I was helping my child with a question on the weight of oxygen required when .24 grams of magnesium was burnt in air and the resultant weight of mgO
It was straight forward in my view

2mg + 1O2 = 2mgO
so .24g = .01 moles of mg, therefore we need .01/2 moles of O2 (Molar mass of O2 is 32 grams)
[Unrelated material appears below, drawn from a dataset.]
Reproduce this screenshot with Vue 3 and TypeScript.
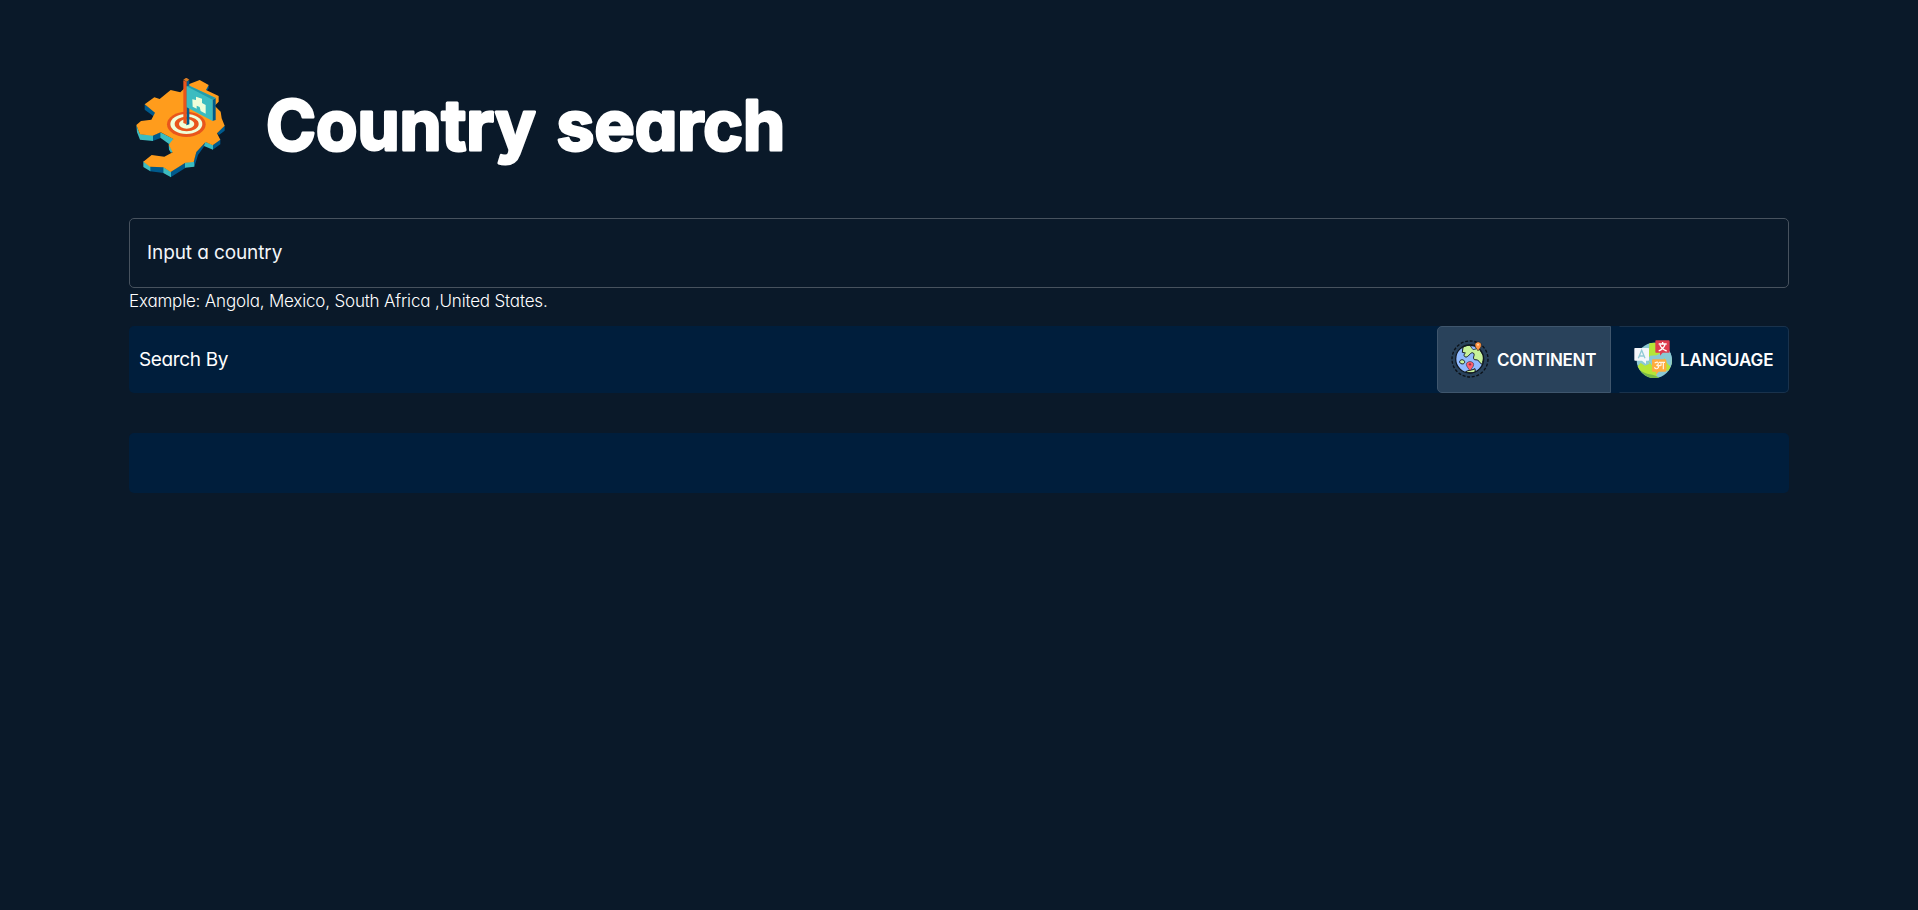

so the final equation is .24 + 0.005x32 = .4grams . Our initial problem was that the worked result given gave and answer of 0.53grams which we think is wrong.
but I also looked up other similar equations on the net and found the following

2Mg(s) + O2(g) → 2MgO(s)

The stoichiometric factor is 2 moles of magnesium are burned for every 1 mole of oxygen (2mol Mg/1mol O2). If the magnesium strip weighs 1 gram, then there is 0.04 mol of magnesium (1 gram divided by 24.3 grams/mol Mg) available in the reaction. The amount of oxygen required to completely react with the magnesium strip is:

0.04 mol Mg x (1 mol O2 / 2 mol Mg) = 0.02 mol O2 x 16 g/mol O2 = 0.32 gram O2.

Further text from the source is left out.